>> begin Records for the exercise

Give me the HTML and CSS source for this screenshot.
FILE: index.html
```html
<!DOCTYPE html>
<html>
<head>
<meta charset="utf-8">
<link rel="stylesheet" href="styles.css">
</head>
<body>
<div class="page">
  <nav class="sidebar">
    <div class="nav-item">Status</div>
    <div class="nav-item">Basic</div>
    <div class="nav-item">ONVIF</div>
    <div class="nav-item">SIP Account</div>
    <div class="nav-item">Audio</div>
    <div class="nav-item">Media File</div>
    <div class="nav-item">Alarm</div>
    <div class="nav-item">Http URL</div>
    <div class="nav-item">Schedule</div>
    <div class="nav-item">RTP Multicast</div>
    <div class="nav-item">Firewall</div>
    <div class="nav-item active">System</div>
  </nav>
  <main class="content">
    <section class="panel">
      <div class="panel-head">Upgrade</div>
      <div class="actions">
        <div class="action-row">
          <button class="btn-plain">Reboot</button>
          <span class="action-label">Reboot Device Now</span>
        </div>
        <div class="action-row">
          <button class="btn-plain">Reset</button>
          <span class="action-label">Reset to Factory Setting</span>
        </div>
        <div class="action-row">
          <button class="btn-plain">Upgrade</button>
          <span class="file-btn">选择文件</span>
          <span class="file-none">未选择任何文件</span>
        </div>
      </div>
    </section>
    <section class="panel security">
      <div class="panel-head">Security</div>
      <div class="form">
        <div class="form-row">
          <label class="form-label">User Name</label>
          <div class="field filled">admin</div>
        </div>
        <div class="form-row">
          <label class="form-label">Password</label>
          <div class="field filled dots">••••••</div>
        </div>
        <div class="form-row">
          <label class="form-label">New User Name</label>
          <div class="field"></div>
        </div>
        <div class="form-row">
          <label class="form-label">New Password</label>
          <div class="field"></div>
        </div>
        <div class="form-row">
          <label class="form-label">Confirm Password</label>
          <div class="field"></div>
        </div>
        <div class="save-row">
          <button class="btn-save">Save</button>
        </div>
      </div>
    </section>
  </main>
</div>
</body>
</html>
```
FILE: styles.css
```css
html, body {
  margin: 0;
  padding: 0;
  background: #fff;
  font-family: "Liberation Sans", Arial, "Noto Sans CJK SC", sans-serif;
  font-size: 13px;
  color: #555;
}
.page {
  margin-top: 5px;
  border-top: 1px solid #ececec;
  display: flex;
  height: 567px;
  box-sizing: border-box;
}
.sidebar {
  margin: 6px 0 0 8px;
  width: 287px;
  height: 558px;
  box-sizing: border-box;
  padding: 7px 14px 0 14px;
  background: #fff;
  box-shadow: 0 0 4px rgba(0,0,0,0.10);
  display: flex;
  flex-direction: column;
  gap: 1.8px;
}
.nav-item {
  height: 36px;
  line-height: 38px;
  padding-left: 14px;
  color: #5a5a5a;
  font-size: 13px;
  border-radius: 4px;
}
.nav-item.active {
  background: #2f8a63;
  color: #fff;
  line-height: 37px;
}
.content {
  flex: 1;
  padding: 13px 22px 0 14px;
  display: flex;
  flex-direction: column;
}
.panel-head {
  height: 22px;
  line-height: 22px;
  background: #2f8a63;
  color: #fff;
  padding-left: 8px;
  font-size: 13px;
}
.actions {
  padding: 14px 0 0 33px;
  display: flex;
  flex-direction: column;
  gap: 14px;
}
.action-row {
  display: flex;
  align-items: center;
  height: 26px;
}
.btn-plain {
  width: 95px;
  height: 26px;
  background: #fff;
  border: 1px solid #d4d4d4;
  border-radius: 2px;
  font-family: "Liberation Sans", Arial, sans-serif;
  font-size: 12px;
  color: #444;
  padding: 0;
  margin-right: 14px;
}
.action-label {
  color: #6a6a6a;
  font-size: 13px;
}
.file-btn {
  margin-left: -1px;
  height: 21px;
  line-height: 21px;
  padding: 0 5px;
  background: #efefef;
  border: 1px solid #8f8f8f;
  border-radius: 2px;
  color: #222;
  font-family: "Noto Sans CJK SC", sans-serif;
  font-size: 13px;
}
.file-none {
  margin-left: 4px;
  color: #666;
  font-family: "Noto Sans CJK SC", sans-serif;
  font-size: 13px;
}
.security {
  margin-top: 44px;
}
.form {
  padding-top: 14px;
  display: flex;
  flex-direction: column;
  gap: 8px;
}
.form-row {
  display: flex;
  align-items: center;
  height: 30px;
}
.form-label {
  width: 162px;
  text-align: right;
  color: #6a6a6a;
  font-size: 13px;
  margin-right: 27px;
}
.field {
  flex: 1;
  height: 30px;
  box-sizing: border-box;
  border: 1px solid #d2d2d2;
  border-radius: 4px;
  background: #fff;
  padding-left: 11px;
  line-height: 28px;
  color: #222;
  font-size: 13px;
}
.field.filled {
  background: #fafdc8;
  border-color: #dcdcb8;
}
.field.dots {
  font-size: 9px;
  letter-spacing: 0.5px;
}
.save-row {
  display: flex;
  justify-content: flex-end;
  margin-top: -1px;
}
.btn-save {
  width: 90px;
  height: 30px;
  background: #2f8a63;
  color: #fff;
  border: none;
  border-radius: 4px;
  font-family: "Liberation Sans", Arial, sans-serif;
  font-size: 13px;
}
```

>> end Records for the exercise
>> begin Records for the exercise

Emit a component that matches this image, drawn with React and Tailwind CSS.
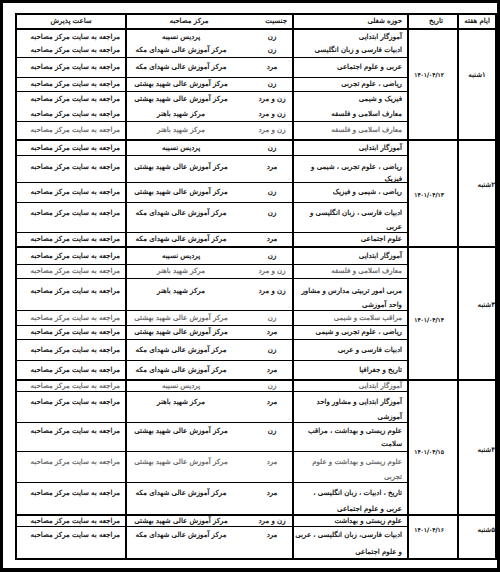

>> end Records for the exercise
>> begin Records for the exercise

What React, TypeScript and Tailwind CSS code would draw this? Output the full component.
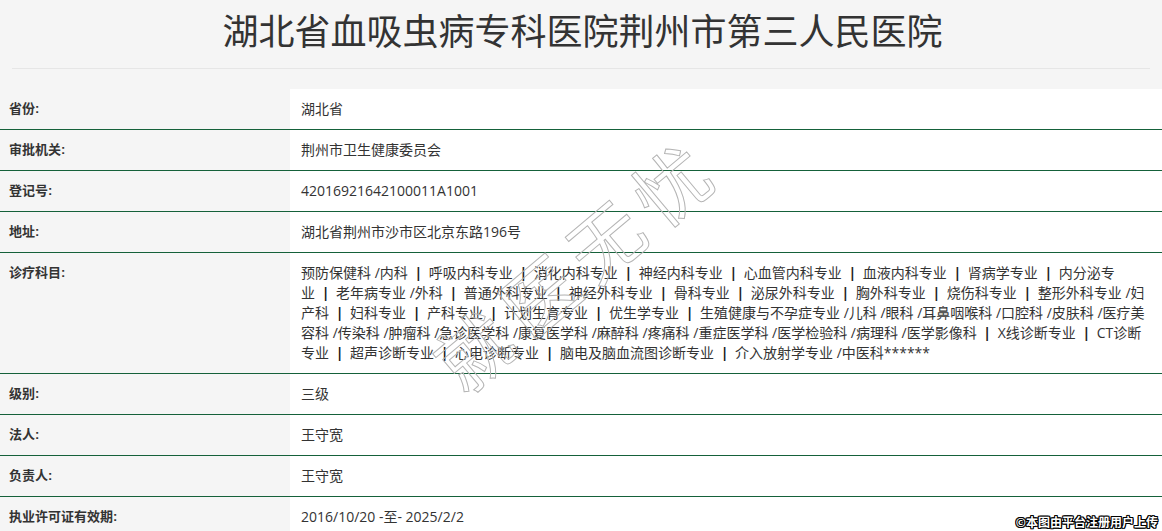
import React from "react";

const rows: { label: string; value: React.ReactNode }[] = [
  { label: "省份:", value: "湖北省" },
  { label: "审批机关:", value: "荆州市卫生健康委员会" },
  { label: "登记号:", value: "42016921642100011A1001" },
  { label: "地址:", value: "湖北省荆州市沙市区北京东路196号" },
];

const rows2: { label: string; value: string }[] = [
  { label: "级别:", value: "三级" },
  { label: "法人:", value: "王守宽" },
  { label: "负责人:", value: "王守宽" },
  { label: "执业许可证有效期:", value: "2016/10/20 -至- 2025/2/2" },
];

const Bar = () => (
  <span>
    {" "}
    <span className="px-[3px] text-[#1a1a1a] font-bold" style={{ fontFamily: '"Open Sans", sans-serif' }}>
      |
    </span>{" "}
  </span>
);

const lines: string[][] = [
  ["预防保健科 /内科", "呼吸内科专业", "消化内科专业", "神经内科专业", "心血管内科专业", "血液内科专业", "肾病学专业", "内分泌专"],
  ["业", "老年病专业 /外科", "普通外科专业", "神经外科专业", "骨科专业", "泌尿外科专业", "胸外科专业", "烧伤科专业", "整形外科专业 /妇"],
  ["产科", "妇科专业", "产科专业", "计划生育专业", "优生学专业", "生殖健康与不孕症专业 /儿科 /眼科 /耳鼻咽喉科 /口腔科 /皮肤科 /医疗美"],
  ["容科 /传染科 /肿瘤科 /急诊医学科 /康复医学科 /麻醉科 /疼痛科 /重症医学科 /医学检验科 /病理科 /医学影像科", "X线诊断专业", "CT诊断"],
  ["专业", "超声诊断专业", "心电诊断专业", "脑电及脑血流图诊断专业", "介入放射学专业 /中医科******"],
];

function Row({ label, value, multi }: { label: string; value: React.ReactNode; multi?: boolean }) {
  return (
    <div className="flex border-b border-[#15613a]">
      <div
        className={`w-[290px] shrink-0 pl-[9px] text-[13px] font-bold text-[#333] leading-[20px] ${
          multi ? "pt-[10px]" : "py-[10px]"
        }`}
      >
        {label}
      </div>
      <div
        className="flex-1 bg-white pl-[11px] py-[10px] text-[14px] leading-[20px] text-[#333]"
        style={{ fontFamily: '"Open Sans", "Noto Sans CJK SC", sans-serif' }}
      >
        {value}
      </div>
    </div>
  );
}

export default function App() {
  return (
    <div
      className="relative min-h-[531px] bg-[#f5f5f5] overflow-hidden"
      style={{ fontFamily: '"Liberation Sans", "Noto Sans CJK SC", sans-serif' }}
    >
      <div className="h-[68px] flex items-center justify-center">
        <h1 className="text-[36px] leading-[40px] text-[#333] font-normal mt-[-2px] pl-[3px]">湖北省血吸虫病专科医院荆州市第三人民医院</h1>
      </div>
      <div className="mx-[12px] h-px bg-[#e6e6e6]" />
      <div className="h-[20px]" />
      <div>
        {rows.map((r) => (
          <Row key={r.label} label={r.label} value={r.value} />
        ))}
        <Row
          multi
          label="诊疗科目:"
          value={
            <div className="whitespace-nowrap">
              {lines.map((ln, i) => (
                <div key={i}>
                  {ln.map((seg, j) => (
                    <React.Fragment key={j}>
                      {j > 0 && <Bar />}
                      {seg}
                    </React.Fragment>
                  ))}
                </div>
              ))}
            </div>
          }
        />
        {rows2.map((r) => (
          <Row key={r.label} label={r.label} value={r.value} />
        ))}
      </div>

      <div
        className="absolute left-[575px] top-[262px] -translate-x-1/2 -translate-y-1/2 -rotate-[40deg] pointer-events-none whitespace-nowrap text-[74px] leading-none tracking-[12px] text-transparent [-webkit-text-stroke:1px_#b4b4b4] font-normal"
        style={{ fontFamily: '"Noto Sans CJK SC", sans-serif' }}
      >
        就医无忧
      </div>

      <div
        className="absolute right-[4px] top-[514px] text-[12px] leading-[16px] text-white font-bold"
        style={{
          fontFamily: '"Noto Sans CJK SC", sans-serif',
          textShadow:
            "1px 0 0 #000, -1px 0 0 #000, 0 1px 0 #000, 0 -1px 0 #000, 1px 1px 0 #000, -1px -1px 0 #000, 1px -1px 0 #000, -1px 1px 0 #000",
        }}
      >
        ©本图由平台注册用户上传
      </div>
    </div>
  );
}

>> end Records for the exercise

Only the number is wanted: how many lines of these entries contain the string "Tailwind"?

2